# Do this
Below is a block of records: output all of them exactly and leave out the pictures.

# Extracted records

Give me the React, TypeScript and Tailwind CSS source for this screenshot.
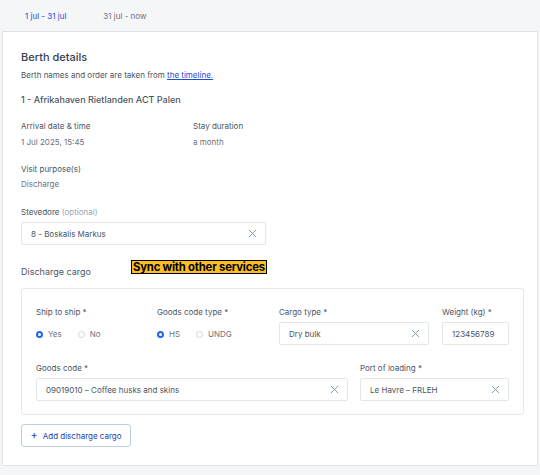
import React from "react";

const font = { fontFamily: "Inter, 'Noto Sans', sans-serif" };

function ClearIcon() {
  return (
    <svg width="9" height="9" viewBox="0 0 10 10" className="shrink-0">
      <path d="M1 1 L9 9 M9 1 L1 9" stroke="#7b93b8" strokeWidth="1" fill="none" />
    </svg>
  );
}

function Field({ value, clear = true, className = "" }: { value: string; clear?: boolean; className?: string }) {
  return (
    <div
      className={`h-[23px] border border-[#e3e6ea] rounded-[2px] bg-white flex items-center justify-between pl-[9px] pr-[8px] text-[8px] text-[#4b5563] ${className}`}
    >
      <span>{value}</span>
      {clear && <ClearIcon />}
    </div>
  );
}

function Radio({ checked, label }: { checked?: boolean; label: string }) {
  return (
    <label className="flex items-center gap-[5px] text-[8px] text-[#6b7280]">
      {checked ? (
        <span className="w-[7px] h-[7px] rounded-full border-[2px] border-[#2563eb] bg-white" />
      ) : (
        <span className="w-[7px] h-[7px] rounded-full border border-[#d1d5db] bg-white" />
      )}
      <span>{label}</span>
    </label>
  );
}

function Label({ children }: { children: React.ReactNode }) {
  return <div className="text-[8px] text-[#4b5563] leading-none">{children}</div>;
}

export default function App() {
  return (
    <div className="w-[540px] h-[475px] bg-[#f5f6f8] overflow-hidden" style={font}>
      {/* period tabs */}
      <div className="h-[31px] flex items-center pl-[25px] gap-[37px] text-[8px]">
        <span className="text-[#1d4ed8]">1 jul - 31 jul</span>
        <span className="text-[#6b7280]">31 jul - now</span>
      </div>

      <div className="mx-[2px] h-[435px] bg-white border border-[#e5e7eb] border-t-[#dcdfe3] pl-[18px] pr-[13px] pt-[20px]">
        <h2 className="text-[11px] font-medium text-[#374151] leading-none">Berth details</h2>
        <p className="mt-[8px] text-[8px] text-[#4b5563] leading-none">
          Berth names and order are taken from{" "}
          <span className="text-[#1d4ed8] underline">the timeline.</span>
        </p>
        <div className="mt-[16px] text-[9px] font-medium text-[#4b5563] leading-none">
          1 - Afrikahaven Rietlanden ACT Palen
        </div>

        <div className="mt-[18px] flex">
          <div className="w-[172px]">
            <Label>Arrival date &amp; time</Label>
            <div className="mt-[8px] text-[8px] text-[#6b7280] leading-none">1 Jul 2025, 15:45</div>
          </div>
          <div>
            <Label>Stay duration</Label>
            <div className="mt-[8px] text-[8px] text-[#6b7280] leading-none">a month</div>
          </div>
        </div>

        <div className="mt-[19px]">
          <Label>Visit purpose(s)</Label>
          <div className="mt-[7px] text-[8px] text-[#6b7280] leading-none">Discharge</div>
        </div>

        <div className="mt-[20px]">
          <Label>
            Stevedore <span className="text-[#9ca3af]">(optional)</span>
          </Label>
          <Field value="8 - Boskalis Markus" className="mt-[6px] w-[245px]" />
        </div>

        <div className="mt-[18px] flex items-center h-[14px]">
          <div className="w-[110px] text-[9px] text-[#4b5563] pt-[4px]">Discharge cargo</div>
          <div className="h-[14px] px-[1px] bg-[#fbbf24] border border-black text-black font-bold text-[11.3px] leading-[12px] tracking-[-0.2px] -mt-[6px]">
            Sync with other services
          </div>
        </div>

        <div className="mt-[11px] w-[503px] border border-[#e5e7eb] rounded-[3px] px-[14px] pt-[19px] pb-[13px]">
          <div className="flex">
            <div className="w-[121px]">
              <Label>Ship to ship *</Label>
              <div className="mt-[12px] flex gap-[16px]">
                <Radio checked label="Yes" />
                <Radio label="No" />
              </div>
            </div>
            <div className="w-[122px]">
              <Label>Goods code type *</Label>
              <div className="mt-[12px] flex gap-[16px]">
                <Radio checked label="HS" />
                <Radio label="UNDG" />
              </div>
            </div>
            <div className="w-[163px]">
              <Label>Cargo type *</Label>
              <Field value="Dry bulk" className="mt-[6px] w-[150px]" />
            </div>
            <div>
              <Label>Weight (kg) *</Label>
              <Field value="123456789" clear={false} className="mt-[6px] w-[67px]" />
            </div>
          </div>

          <div className="mt-[19px] flex">
            <div className="w-[324px]">
              <Label>Goods code *</Label>
              <Field value="09019010 – Coffee husks and skins" className="mt-[6px] w-[312px]" />
            </div>
            <div>
              <Label>Port of loading *</Label>
              <Field value="Le Havre – FRLEH" className="mt-[6px] w-[149px]" />
            </div>
          </div>
        </div>

        <button className="mt-[9px] h-[23px] w-[110px] border border-[#bfcde3] rounded-[3px] flex items-center justify-center gap-[5px] text-[8px] text-[#1e40af]">
          <span className="text-[11px] leading-none -mt-[1px]">+</span>
          <span>Add discharge cargo</span>
        </button>
      </div>
    </div>
  );
}
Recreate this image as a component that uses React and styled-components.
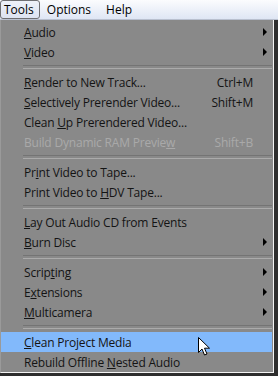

# Task output
Give me the React, TypeScript and Tailwind CSS source for this screenshot.
import React from "react";

const font = { fontFamily: "Inter, 'Noto Sans', sans-serif" };

function ClearIcon() {
  return (
    <svg width="9" height="9" viewBox="0 0 10 10" className="shrink-0">
      <path d="M1 1 L9 9 M9 1 L1 9" stroke="#7b93b8" strokeWidth="1" fill="none" />
    </svg>
  );
}

function Field({ value, clear = true, className = "" }: { value: string; clear?: boolean; className?: string }) {
  return (
    <div
      className={`h-[23px] border border-[#e3e6ea] rounded-[2px] bg-white flex items-center justify-between pl-[9px] pr-[8px] text-[8px] text-[#4b5563] ${className}`}
    >
      <span>{value}</span>
      {clear && <ClearIcon />}
    </div>
  );
}

function Radio({ checked, label }: { checked?: boolean; label: string }) {
  return (
    <label className="flex items-center gap-[5px] text-[8px] text-[#6b7280]">
      {checked ? (
        <span className="w-[7px] h-[7px] rounded-full border-[2px] border-[#2563eb] bg-white" />
      ) : (
        <span className="w-[7px] h-[7px] rounded-full border border-[#d1d5db] bg-white" />
      )}
      <span>{label}</span>
    </label>
  );
}

function Label({ children }: { children: React.ReactNode }) {
  return <div className="text-[8px] text-[#4b5563] leading-none">{children}</div>;
}

export default function App() {
  return (
    <div className="w-[540px] h-[475px] bg-[#f5f6f8] overflow-hidden" style={font}>
      {/* period tabs */}
      <div className="h-[31px] flex items-center pl-[25px] gap-[37px] text-[8px]">
        <span className="text-[#1d4ed8]">1 jul - 31 jul</span>
        <span className="text-[#6b7280]">31 jul - now</span>
      </div>

      <div className="mx-[2px] h-[435px] bg-white border border-[#e5e7eb] border-t-[#dcdfe3] pl-[18px] pr-[13px] pt-[20px]">
        <h2 className="text-[11px] font-medium text-[#374151] leading-none">Berth details</h2>
        <p className="mt-[8px] text-[8px] text-[#4b5563] leading-none">
          Berth names and order are taken from{" "}
          <span className="text-[#1d4ed8] underline">the timeline.</span>
        </p>
        <div className="mt-[16px] text-[9px] font-medium text-[#4b5563] leading-none">
          1 - Afrikahaven Rietlanden ACT Palen
        </div>

        <div className="mt-[18px] flex">
          <div className="w-[172px]">
            <Label>Arrival date &amp; time</Label>
            <div className="mt-[8px] text-[8px] text-[#6b7280] leading-none">1 Jul 2025, 15:45</div>
          </div>
          <div>
            <Label>Stay duration</Label>
            <div className="mt-[8px] text-[8px] text-[#6b7280] leading-none">a month</div>
          </div>
        </div>

        <div className="mt-[19px]">
          <Label>Visit purpose(s)</Label>
          <div className="mt-[7px] text-[8px] text-[#6b7280] leading-none">Discharge</div>
        </div>

        <div className="mt-[20px]">
          <Label>
            Stevedore <span className="text-[#9ca3af]">(optional)</span>
          </Label>
          <Field value="8 - Boskalis Markus" className="mt-[6px] w-[245px]" />
        </div>

        <div className="mt-[18px] flex items-center h-[14px]">
          <div className="w-[110px] text-[9px] text-[#4b5563] pt-[4px]">Discharge cargo</div>
          <div className="h-[14px] px-[1px] bg-[#fbbf24] border border-black text-black font-bold text-[11.3px] leading-[12px] tracking-[-0.2px] -mt-[6px]">
            Sync with other services
          </div>
        </div>

        <div className="mt-[11px] w-[503px] border border-[#e5e7eb] rounded-[3px] px-[14px] pt-[19px] pb-[13px]">
          <div className="flex">
            <div className="w-[121px]">
              <Label>Ship to ship *</Label>
              <div className="mt-[12px] flex gap-[16px]">
                <Radio checked label="Yes" />
                <Radio label="No" />
              </div>
            </div>
            <div className="w-[122px]">
              <Label>Goods code type *</Label>
              <div className="mt-[12px] flex gap-[16px]">
                <Radio checked label="HS" />
                <Radio label="UNDG" />
              </div>
            </div>
            <div className="w-[163px]">
              <Label>Cargo type *</Label>
              <Field value="Dry bulk" className="mt-[6px] w-[150px]" />
            </div>
            <div>
              <Label>Weight (kg) *</Label>
              <Field value="123456789" clear={false} className="mt-[6px] w-[67px]" />
            </div>
          </div>

          <div className="mt-[19px] flex">
            <div className="w-[324px]">
              <Label>Goods code *</Label>
              <Field value="09019010 – Coffee husks and skins" className="mt-[6px] w-[312px]" />
            </div>
            <div>
              <Label>Port of loading *</Label>
              <Field value="Le Havre – FRLEH" className="mt-[6px] w-[149px]" />
            </div>
          </div>
        </div>

        <button className="mt-[9px] h-[23px] w-[110px] border border-[#bfcde3] rounded-[3px] flex items-center justify-center gap-[5px] text-[8px] text-[#1e40af]">
          <span className="text-[11px] leading-none -mt-[1px]">+</span>
          <span>Add discharge cargo</span>
        </button>
      </div>
    </div>
  );
}
Recreate this image as a component that uses React and styled-components.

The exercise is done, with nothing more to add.